CP: Can you give us some background about Catalyst?

Reagin: Catalyst started 14 years ago with John Maxwell, Dave Lyons and Andy Stanley, basically around this idea of: How do we invest in the next generation of leaders and raise up those 25- to 40-year-olds that are at the first-stage of their career lives? They just started saying let's start doing something once a year and then it grew over 14 years to now where we do nine events a year. We do three two-day events like Catalyst Atlanta where we will have 9,000 leader with us. Then, you have Catalyst Dallas and Catalyst West Coast at Mariners Church in April. We also do five one-day events every year with Andy Stanley and Craig Groeschel where we just talk nuts-and-bolt leadership, that's a little bit older [crowd], it's more senior leadership, church staff really.

One of the things about our two- to three-day events is that we are not just for church staff exclusively. It really is a 50-50 market place of Christian leaders and pastors or church staff. The way we frame that is that we unify, equip, and challenge leaders that love the Church. That's been the common ground — leaders that love the Church.

This week [at Catalyst] is kicking off this year's theme and content, and our new season.

CP: Tell us something about your involvement with Catalyst.

Reagin: I've been with Catalyst for two years. I came over originally to be the creative director and also do leadership training with staff. I was with North Point Community Church for 10 years. I became executive director a year ago. Brad is still with us a consultant and adviser. It's really fun to still have him around, but he is off on his own now.

CP: What would you say makes Catalyst unique? What direction is it headed now?

Credit : (Photo: Tyler Reagin)
(Photo: Tyler Reagin)

Reagin: We've spent the last year, for the lack of a better term, doing a brand audit. We've done Catalyst for 14 years in kind of a similar style, and are whole name represents change. We could continue to do what we've always done and kind of ride off the success of that or we could take a shift in a moment in time because God [we asked] how do want us to leverage this influence, this platform you've given us for the 14 years?
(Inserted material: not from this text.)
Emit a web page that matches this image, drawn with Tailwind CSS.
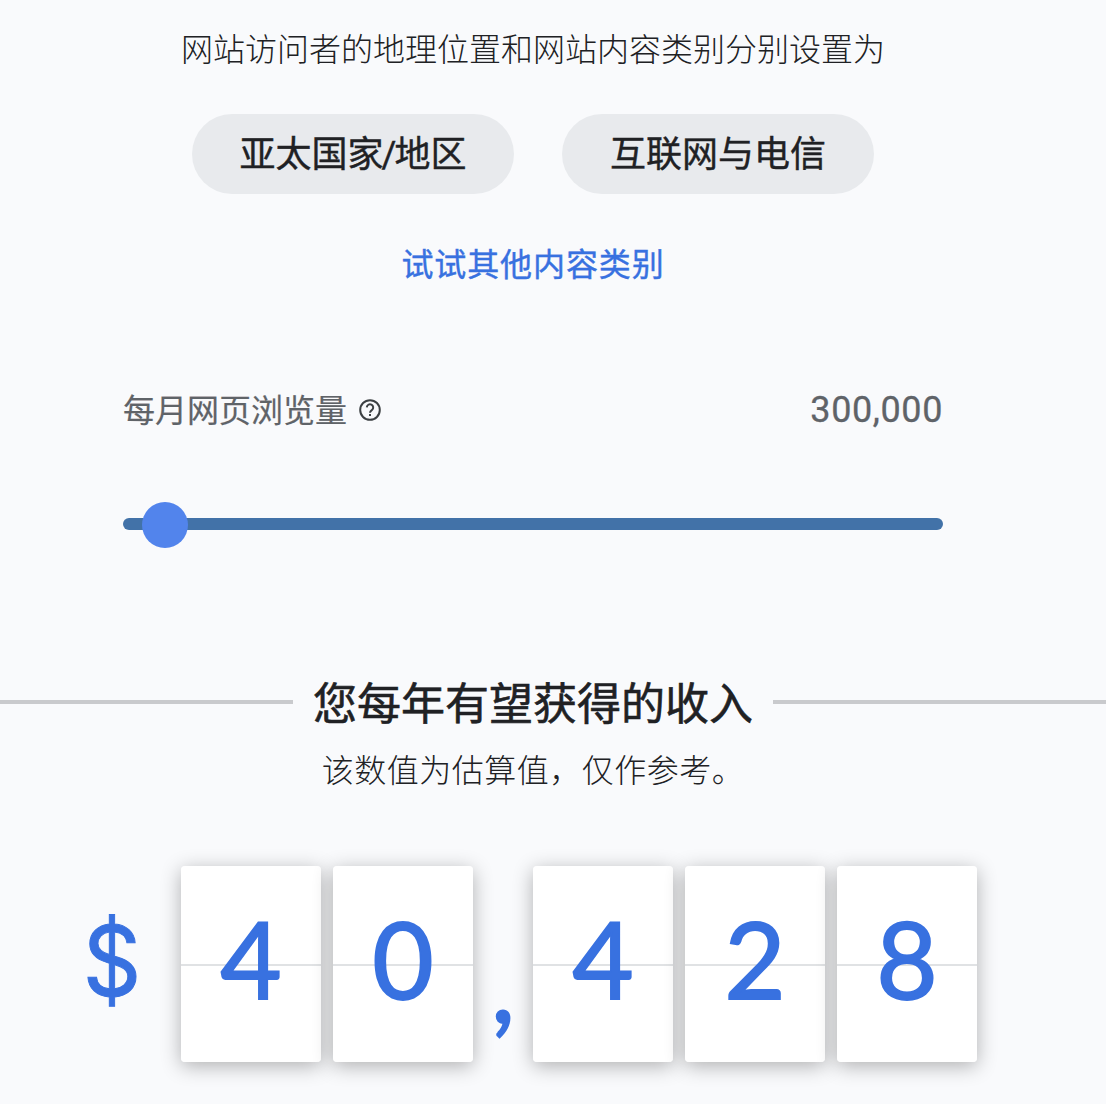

We do feel like Atlanta, for us, is kind of launching a new season at Catalyst. A big change we are going to do for the actual program [this week] is that we are providing times that we are going to call "team collective" times. The goal is that we actually have three or four main points for each speaker that we are going to talk about and we are going to help coach the teams and the leaders that are going to be with us into how can they apply this to right now. We will have three or four questions that we specifically want [those attending] to wrestle with and we want them to walk away with one or two action steps when they leave Catalyst based on what they just heard.
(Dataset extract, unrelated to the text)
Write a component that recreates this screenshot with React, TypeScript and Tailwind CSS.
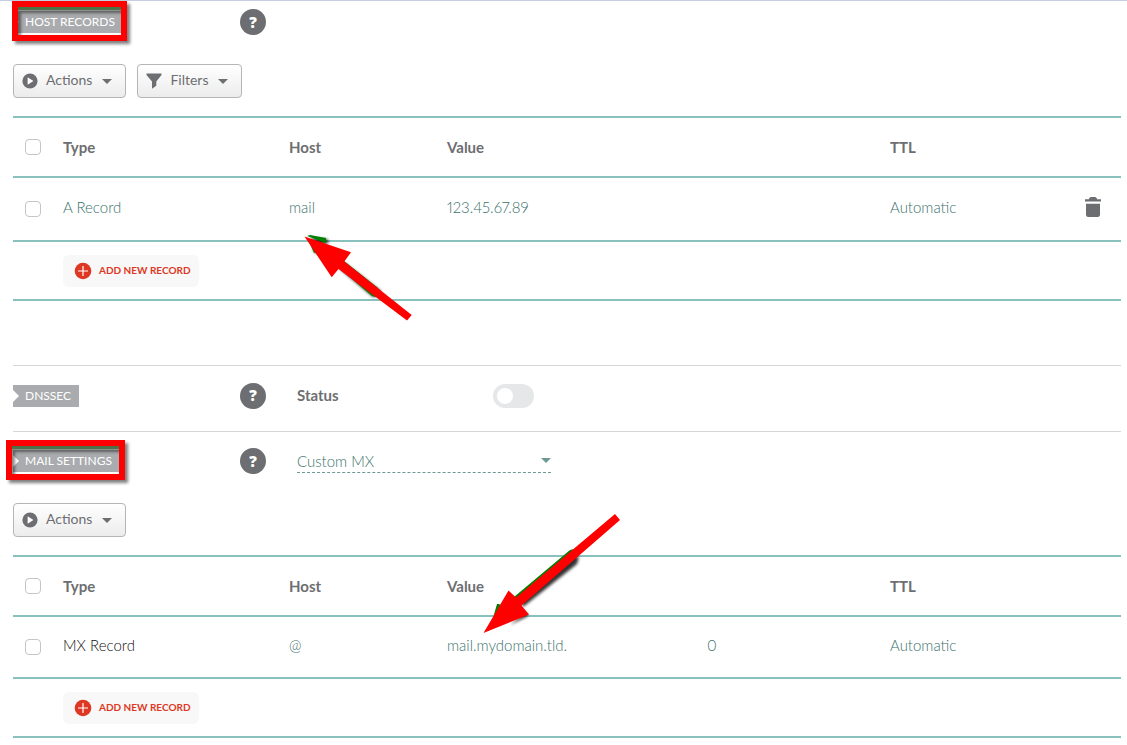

What we've known for the last few years, is that we are kind of the fire hose, we literally just throw it all at you. You don't really have time to think about it for a few minutes. A lot of times you will have some great talks and you can't remember what it was that stirred you and you definitely don't necessarily go back and put it into action.

So this year we really want to create a value where people walk away and say, "Man, I got six things over the next 30 days that I want to do because of what I just heard. That will be a big difference for us this year. Our theme is "A Community of Change Makers" which as we've gone through this year [asking] who are we, that's what we've landed at. Catalyst is a gathering of change makers. Men and women that want to see kingdom change in the world. They really want to push the ball down the field.

Another thing that makes us unique and something we feel we need to steward well is that we've really had this the unifying ability. A number of people come from different denominations, backgrounds, walks of life, ethnicities, whatever — they just go to Catalyst. There's this unifying thing that happens. We really feel like God wants us to be good stewards of that and figure out how we can continue to serve as a unifying organization.

CP: Is there anything else you would like to add?

There's a lot of collaboration going on with us and other organizations — Samaritan's Purse, Compassion, and IF Gathering. When we talk about unifying, I don't feel like Catalyst or I have to be the experts on all of this. We want to collaborate with the people that are. We are really excited about how some of these partnerships are going to shake out. It's not even really partnerships, it's just really truly trying to collaborate. We feel like this is something we want to continue to do really well.